I wise therapist once told me that “your only job is to see the truth in this moment”. I think of this “truth” as reflecting your core needs and desires in that “moment”. Not only is it “your only job”, it is nobody’s job but yours. Nobody else has a unique view into your mind. Nobody else can know what you truly need and want. It is nobody else’s responsibility to uncover your needs and to lead the effort to fill them. That, friends, is our own noble pursuit.This is not to say that meeting our needs is something we need to do alone, it just means that if we want support it is our responsibility to make that known.
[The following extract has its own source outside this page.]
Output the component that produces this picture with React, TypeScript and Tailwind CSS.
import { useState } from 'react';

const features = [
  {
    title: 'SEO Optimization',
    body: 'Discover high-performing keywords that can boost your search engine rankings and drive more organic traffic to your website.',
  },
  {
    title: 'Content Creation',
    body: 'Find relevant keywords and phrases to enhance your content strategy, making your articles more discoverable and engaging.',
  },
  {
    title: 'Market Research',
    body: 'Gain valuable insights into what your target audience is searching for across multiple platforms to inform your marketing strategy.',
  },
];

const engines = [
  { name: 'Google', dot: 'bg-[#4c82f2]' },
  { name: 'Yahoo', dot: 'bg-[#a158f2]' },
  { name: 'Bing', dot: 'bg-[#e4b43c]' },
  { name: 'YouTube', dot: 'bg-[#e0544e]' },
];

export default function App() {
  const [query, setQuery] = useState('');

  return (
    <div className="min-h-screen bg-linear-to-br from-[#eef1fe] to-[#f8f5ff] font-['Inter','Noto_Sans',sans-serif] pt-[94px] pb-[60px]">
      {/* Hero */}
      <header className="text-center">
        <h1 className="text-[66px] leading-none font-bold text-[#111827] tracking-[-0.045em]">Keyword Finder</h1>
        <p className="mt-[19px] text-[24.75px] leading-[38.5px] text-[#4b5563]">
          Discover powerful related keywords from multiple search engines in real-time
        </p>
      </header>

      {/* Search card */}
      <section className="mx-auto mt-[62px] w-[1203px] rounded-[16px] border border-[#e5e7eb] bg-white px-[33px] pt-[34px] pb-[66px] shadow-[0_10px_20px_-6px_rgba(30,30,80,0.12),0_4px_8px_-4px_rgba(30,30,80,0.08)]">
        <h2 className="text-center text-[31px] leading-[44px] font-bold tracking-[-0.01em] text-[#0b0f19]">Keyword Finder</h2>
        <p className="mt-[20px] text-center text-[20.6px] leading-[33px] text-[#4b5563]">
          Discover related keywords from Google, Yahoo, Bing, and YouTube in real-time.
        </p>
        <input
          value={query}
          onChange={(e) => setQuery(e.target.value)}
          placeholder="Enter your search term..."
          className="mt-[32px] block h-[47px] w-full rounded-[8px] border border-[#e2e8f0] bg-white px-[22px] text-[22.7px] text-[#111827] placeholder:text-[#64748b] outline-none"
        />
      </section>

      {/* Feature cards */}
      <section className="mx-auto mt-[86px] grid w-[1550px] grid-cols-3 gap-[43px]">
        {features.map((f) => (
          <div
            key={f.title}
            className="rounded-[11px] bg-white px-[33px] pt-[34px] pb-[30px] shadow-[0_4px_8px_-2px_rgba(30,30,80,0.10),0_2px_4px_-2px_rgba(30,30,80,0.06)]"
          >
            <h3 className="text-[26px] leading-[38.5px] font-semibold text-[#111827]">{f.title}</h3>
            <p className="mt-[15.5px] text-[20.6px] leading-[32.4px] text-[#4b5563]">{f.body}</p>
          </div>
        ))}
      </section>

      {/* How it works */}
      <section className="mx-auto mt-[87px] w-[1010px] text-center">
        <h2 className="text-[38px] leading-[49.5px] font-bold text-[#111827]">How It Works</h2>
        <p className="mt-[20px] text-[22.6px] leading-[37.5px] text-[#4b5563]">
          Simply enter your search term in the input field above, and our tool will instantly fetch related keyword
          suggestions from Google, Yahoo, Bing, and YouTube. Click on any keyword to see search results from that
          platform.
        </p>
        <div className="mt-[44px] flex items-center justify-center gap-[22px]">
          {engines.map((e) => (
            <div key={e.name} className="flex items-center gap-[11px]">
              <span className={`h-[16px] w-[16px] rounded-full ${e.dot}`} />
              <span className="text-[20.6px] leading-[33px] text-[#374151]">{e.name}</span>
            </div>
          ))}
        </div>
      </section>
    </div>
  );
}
I think of boundaries as protection that we construct and enforce to ensure that our needs our met, irrespective of other peoples’ behaviours. It’s a gated fence that clearly marks what you are and are not willing to do, and what actions you will take for your own well-being. The gate allows you to make exceptions as you see fit for certain people, for certain situations, or for the less “needy” mental states you may find yourself in. Here are some examples of me stumbling through life without a fence, for fear the neighbours won’t like it:
“I feel tired and need rest, but I have to go and hang out with them, I said I would.”
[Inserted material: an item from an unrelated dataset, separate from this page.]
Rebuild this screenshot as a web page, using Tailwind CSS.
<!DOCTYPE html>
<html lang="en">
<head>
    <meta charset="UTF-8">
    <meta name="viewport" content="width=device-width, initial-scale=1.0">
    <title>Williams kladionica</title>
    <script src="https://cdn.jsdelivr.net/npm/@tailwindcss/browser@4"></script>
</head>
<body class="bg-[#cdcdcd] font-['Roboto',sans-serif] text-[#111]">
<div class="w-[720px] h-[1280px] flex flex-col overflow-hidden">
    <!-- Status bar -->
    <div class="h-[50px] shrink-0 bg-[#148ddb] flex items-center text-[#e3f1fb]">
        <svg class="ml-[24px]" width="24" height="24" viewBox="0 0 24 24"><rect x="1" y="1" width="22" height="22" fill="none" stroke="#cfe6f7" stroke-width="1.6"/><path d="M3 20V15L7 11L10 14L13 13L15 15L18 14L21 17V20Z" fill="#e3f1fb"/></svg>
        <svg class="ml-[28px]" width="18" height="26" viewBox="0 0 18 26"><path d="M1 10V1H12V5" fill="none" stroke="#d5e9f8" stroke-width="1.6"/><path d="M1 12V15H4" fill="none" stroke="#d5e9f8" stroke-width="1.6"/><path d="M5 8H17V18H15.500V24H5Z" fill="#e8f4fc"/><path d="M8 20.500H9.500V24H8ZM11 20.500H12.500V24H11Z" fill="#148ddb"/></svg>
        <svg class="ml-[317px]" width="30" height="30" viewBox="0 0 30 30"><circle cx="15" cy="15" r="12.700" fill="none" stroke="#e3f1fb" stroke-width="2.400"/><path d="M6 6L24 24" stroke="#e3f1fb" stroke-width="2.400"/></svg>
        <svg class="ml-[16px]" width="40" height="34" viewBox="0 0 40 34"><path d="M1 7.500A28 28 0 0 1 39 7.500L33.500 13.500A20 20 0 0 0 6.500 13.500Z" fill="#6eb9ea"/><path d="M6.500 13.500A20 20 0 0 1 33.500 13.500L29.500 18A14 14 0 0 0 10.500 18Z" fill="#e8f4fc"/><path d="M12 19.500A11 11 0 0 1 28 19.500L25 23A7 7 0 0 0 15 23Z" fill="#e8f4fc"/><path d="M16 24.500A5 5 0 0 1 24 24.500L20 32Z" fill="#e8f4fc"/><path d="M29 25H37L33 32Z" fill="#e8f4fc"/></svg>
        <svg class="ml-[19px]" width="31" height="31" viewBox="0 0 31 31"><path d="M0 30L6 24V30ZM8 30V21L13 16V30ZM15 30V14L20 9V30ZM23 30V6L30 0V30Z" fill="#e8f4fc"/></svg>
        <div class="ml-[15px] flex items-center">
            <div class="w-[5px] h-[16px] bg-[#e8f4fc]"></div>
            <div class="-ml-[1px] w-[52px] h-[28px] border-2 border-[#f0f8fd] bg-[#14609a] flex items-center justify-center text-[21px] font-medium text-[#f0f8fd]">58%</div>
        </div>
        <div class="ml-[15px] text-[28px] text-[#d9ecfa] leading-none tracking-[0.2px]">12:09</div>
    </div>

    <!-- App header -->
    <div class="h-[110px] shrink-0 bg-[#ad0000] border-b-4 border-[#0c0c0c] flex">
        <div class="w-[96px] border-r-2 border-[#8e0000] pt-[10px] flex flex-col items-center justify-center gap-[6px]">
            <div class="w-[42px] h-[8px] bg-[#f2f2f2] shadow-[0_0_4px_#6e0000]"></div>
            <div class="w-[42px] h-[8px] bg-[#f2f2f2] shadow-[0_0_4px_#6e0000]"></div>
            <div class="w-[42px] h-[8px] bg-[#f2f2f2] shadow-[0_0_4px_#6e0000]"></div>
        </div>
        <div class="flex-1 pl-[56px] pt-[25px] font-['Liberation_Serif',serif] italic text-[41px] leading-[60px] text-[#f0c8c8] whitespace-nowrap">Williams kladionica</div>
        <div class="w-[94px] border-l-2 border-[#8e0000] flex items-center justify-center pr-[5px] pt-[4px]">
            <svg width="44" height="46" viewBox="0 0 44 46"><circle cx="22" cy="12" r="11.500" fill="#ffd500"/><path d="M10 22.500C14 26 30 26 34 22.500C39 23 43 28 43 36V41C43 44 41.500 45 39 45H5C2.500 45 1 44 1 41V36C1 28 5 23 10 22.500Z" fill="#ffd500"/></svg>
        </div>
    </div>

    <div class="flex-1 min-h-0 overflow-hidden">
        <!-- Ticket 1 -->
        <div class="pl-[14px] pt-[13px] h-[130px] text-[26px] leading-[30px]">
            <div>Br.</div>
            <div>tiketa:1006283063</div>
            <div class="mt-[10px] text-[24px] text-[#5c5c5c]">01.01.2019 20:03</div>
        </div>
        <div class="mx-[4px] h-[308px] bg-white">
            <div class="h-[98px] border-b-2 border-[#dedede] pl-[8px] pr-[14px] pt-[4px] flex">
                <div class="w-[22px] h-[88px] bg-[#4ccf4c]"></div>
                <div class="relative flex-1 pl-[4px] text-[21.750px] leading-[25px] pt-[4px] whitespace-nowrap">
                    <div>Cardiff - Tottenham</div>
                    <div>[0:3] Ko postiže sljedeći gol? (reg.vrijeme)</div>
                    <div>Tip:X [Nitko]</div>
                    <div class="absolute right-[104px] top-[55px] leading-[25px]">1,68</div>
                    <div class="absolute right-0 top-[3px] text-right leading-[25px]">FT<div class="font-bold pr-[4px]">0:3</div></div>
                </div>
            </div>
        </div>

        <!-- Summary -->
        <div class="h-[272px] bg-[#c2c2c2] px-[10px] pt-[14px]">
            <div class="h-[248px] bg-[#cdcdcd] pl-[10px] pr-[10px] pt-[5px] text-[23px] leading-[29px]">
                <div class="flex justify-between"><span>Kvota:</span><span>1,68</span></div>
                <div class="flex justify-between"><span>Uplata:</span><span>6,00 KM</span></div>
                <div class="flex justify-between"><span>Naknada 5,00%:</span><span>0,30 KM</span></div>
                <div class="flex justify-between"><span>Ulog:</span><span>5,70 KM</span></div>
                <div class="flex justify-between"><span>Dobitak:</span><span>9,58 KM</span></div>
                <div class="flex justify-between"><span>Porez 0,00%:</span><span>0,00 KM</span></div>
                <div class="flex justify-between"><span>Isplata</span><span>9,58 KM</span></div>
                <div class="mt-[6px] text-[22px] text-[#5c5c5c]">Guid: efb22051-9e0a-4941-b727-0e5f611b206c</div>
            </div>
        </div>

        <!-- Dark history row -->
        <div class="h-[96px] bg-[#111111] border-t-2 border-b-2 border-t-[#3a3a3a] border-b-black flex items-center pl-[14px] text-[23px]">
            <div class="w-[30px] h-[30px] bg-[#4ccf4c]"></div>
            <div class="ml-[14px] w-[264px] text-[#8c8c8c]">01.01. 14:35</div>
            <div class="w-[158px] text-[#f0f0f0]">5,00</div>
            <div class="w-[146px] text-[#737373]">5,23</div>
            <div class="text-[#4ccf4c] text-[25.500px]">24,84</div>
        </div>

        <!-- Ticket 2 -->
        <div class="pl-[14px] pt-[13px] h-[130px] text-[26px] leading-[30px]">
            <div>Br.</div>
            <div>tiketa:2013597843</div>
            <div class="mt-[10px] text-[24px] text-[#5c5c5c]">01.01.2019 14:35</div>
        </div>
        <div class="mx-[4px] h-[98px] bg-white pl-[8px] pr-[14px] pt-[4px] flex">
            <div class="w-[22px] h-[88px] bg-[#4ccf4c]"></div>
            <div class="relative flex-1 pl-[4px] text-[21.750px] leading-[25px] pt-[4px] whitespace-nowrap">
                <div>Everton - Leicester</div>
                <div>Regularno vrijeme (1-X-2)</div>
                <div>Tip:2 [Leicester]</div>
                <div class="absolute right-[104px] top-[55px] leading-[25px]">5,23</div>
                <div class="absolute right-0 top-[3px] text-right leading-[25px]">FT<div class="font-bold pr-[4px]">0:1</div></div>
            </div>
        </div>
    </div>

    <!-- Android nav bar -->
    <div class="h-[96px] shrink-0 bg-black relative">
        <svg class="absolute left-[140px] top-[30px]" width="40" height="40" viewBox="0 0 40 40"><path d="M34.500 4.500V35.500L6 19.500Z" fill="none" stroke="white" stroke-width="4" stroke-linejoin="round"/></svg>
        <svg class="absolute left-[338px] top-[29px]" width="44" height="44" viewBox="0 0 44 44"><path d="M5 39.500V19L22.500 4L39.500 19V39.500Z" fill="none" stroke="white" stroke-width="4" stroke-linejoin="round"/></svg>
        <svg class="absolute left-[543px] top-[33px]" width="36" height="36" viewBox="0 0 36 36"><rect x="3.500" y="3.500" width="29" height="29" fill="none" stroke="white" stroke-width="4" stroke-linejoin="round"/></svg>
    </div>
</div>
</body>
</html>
“I feel overwhelmed and need peace, but I have to stay here and talk to these people, it’s the polite thing to do.”
“I feel uncomfortable around him, but I can’t ask him to stop doing that, his feelings would be hurt.”Me, failing to impose boundaries for fear of the consequences.
Underlying all of the above examples, is dishonesty with the people I am in relationship with, and a betrayal of myself. In each case I am lying to the other involved in the conflict, either directly or by omission of truth, in favour of containing that conflict in my own psyche. In each case I am denying myself the right to have my most basic physiological and safety needs met, in favour of abiding by perceived social rules.
Boundary-setting, in my unqualified opinion, is empowering oneself to speak up and take action for your own interests, unimpeded by projections of how others will react. And they will react. People may respond with shame or defensiveness when you ask them to not to treat you in a particular way. People may feel rejected when you tell them that you can’t allocate time to them this week. People may think you odd for abruptly leaving a gathering when you have had your fill of social time. But there is a also a good chance, that if you are honest with people about why you are protecting yourself like this, and if they truly care for you, that they will understand. They will understand that this is not about them, that this is about you sustaining and protecting yourself, as is your duty and nobody else’s.
I suspect that giving free rein to others to dictate our behaviours, and lying about what we really want and need, engenders and internal inferno that burns us up from the inside. I wonder how many of our self-harming habits – the nervous tics, the desperate distraction, the numbing – would melt away if we enables ourselves to “see the truth” and meet our own needs as best we can in each moment.